Still, a big plus for the Italian bid -- uniting Milan, the Alpine ski resort of Cortina d'Ampezzo, and several towns in between -- was the IOC's own polling. It found support from local residents around 85% compared to 60% in Sweden.

The 2026 contest meets the IOC President Thomas Bach's long-stated wish to return to traditional heartlands for winter sports after major construction projects from 2014-2022 in Russia, South Korea, and China.

The signature Swedish feature using the ice sliding sports track in Sigulda, Latvia, that meets the IOC's demand to use established sports venues.

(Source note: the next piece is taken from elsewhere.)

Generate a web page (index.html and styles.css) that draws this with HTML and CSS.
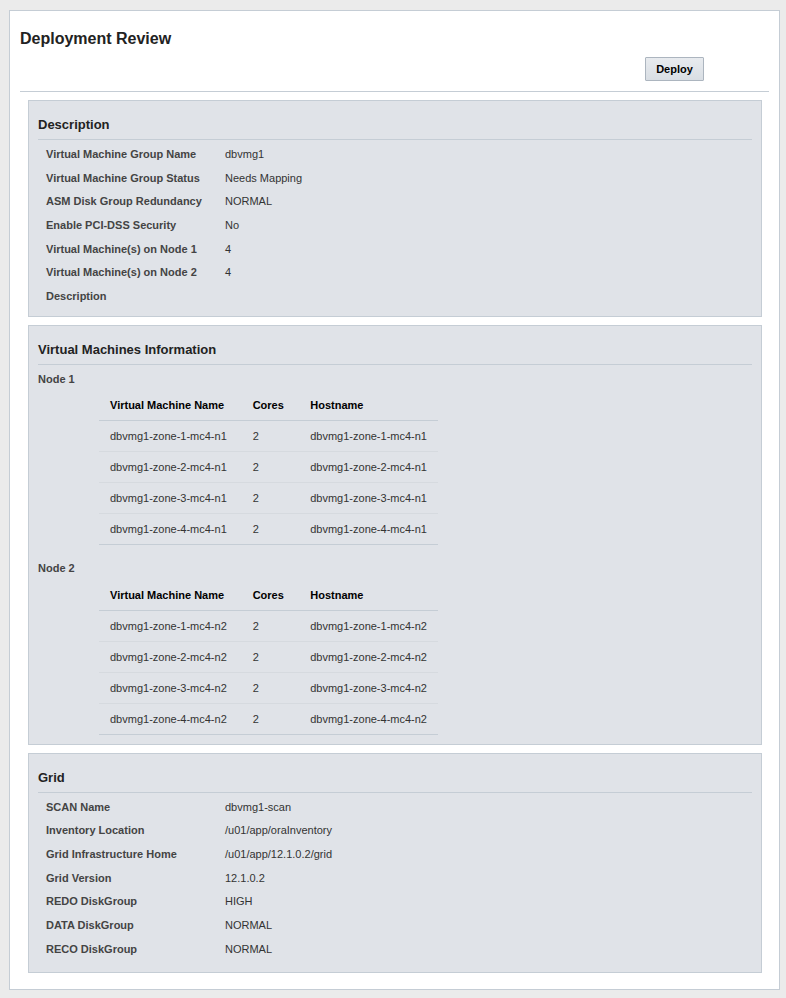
FILE: index.html
```html
<!DOCTYPE html>
<html lang="en">
  <head>
    <meta charset="UTF-8" />
    <meta name="viewport" content="width=device-width, initial-scale=1.0" />
    <title>Deployment Review</title>
    <link rel="stylesheet" href="styles.css">
  </head>
  <body>
    <div class="panel">
      <h1 class="page-title">Deployment Review</h1>
      <div class="toolbar">
        <button class="btn">Deploy</button>
      </div>

      <!-- Description -->
      <section class="box">
        <h2 class="box-title">Description</h2>
        <table class="props">
          <tr><th>Virtual Machine Group Name</th><td>dbvmg1</td></tr>
          <tr><th>Virtual Machine Group Status</th><td>Needs Mapping</td></tr>
          <tr><th>ASM Disk Group Redundancy</th><td>NORMAL</td></tr>
          <tr><th>Enable PCI-DSS Security</th><td>No</td></tr>
          <tr><th>Virtual Machine(s) on Node 1</th><td>4</td></tr>
          <tr><th>Virtual Machine(s) on Node 2</th><td>4</td></tr>
          <tr><th>Description</th><td></td></tr>
        </table>
      </section>

      <!-- Virtual machines -->
      <section class="box vm-box">
        <h2 class="box-title">Virtual Machines Information</h2>

        <div class="node-label">Node 1</div>
        <table class="vm-table">
          <thead>
            <tr><th class="col-name">Virtual Machine Name</th><th class="col-cores">Cores</th><th>Hostname</th></tr>
          </thead>
          <tbody>
            <tr><td>dbvmg1-zone-1-mc4-n1</td><td>2</td><td>dbvmg1-zone-1-mc4-n1</td></tr>
            <tr><td>dbvmg1-zone-2-mc4-n1</td><td>2</td><td>dbvmg1-zone-2-mc4-n1</td></tr>
            <tr><td>dbvmg1-zone-3-mc4-n1</td><td>2</td><td>dbvmg1-zone-3-mc4-n1</td></tr>
            <tr><td>dbvmg1-zone-4-mc4-n1</td><td>2</td><td>dbvmg1-zone-4-mc4-n1</td></tr>
          </tbody>
        </table>

        <div class="node-label node-gap">Node 2</div>
        <table class="vm-table">
          <thead>
            <tr><th class="col-name">Virtual Machine Name</th><th class="col-cores">Cores</th><th>Hostname</th></tr>
          </thead>
          <tbody>
            <tr><td>dbvmg1-zone-1-mc4-n2</td><td>2</td><td>dbvmg1-zone-1-mc4-n2</td></tr>
            <tr><td>dbvmg1-zone-2-mc4-n2</td><td>2</td><td>dbvmg1-zone-2-mc4-n2</td></tr>
            <tr><td>dbvmg1-zone-3-mc4-n2</td><td>2</td><td>dbvmg1-zone-3-mc4-n2</td></tr>
            <tr><td>dbvmg1-zone-4-mc4-n2</td><td>2</td><td>dbvmg1-zone-4-mc4-n2</td></tr>
          </tbody>
        </table>
      </section>

      <!-- Grid -->
      <section class="box grid-box">
        <h2 class="box-title">Grid</h2>
        <table class="props">
          <tr><th>SCAN Name</th><td>dbvmg1-scan</td></tr>
          <tr><th>Inventory Location</th><td>/u01/app/oraInventory</td></tr>
          <tr><th>Grid Infrastructure Home</th><td>/u01/app/12.1.0.2/grid</td></tr>
          <tr><th>Grid Version</th><td>12.1.0.2</td></tr>
          <tr><th>REDO DiskGroup</th><td>HIGH</td></tr>
          <tr><th>DATA DiskGroup</th><td>NORMAL</td></tr>
          <tr><th>RECO DiskGroup</th><td>NORMAL</td></tr>
        </table>
      </section>
    </div>
  </body>
</html>
```

FILE: styles.css
```css
:root {
  --page-bg: #ebebeb;
  --line: #c5cdd5;
  --box-bg: #e0e3e8;
  --label: #444;
  --text: #333;
}

* {
  margin: 0;
  padding: 0;
  box-sizing: border-box;
}

body {
  background: var(--page-bg);
  font-family: "Liberation Sans", Arial, sans-serif;
  font-size: 11px;
  color: var(--text);
  padding: 10px 6px 8px 9px;
}

/* Main panel */
.panel {
  background: #fff;
  border: 1px solid var(--line);
  padding: 0 10px 16px;
}

.page-title {
  font-size: 16px;
  font-weight: bold;
  color: #222;
  line-height: 20px;
  padding-top: 18px;
}

.toolbar {
  display: flex;
  justify-content: flex-end;
  padding: 8px 65px 10px 0;
  border-bottom: 1px solid var(--line);
  margin-bottom: 8px;
}

.btn {
  width: 59px;
  height: 24px;
  font-family: inherit;
  font-size: 11px;
  font-weight: bold;
  color: #000;
  background: linear-gradient(#e8ebef, #d9dee4);
  border: 1px solid #acb5bf;
  border-radius: 1px;
  cursor: pointer;
}

/* Section boxes */
.box {
  background: var(--box-bg);
  border: 1px solid var(--line);
  margin: 0 7px 8px 8px;
  padding: 15px 9px 8px;
}

.box:last-child {
  margin-bottom: 0;
}

.box-title {
  font-size: 13px;
  font-weight: bold;
  color: #222;
  line-height: 18px;
  padding-bottom: 5px;
  border-bottom: 1px solid var(--line);
  margin-bottom: 2px;
}

/* Label / value rows */
.props {
  border-collapse: collapse;
  margin-left: 8px;
}

.props th,
.props td {
  height: 23.7px;
  text-align: left;
  vertical-align: middle;
  white-space: nowrap;
}

.props th {
  width: 179px;
  font-weight: bold;
  color: var(--label);
}

.props td {
  color: var(--text);
}

.grid-box {
  padding-bottom: 11px;
}

/* VM tables */
.vm-box {
  padding-bottom: 9px;
}

.node-label {
  font-weight: bold;
  color: var(--label);
  line-height: 16px;
  margin-top: 6px;
  margin-bottom: 3px;
}

.node-gap {
  margin-top: 15px;
}

.vm-table {
  border-collapse: collapse;
  margin-left: 61px;
  width: 339px;
  border-bottom: 1px solid var(--line);
}

.vm-table th,
.vm-table td {
  text-align: left;
  padding: 0 11px;
  height: 31px;
  white-space: nowrap;
}

.vm-table th {
  font-weight: bold;
  color: #000;
  border-bottom: 1px solid var(--line);
}

.vm-table td {
  color: var(--text);
  border-top: 1px solid #d6dadf;
}

.vm-table tbody tr:first-child td {
  border-top: none;
}

.col-name {
  width: 143px;
}

.col-cores {
  width: 58px;
}
```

The IOC has praised both candidates for projecting sports budgets "on average 20% lower" than spending on the 2018 Pyeongchang Olympics and 2022 Beijing Olympics.

During the traditionally slick and emotional pleas to be awarded the games, Stockholm mayor Anna Konig Jerlmyr reminded voters of Sweden's most famous music act.

"Abba is everywhere," she said, before singing the lyric: "You can dance, you can dance, having the time of your life."

With more gravitas, Nobel Foundation executive director Lars Heikenstein spoke of Olympic values being an inspiration. Olympic leaders have long coveted a Nobel Peace Prize for the organization.

Sweden's heir to the throne, Crown Princess Victoria, joined a 100-plus delegation at the Swisstech convention center though did not take part on stage.

Italy's bid was livened by two Olympic champions, downhill skier Sofia Goggia and snowboarder Michela Moioli, doing a dab gesture and talking of their hopes to compete on home snow in almost seven years' time.

Sweden's wait for a first Winter Games goes on.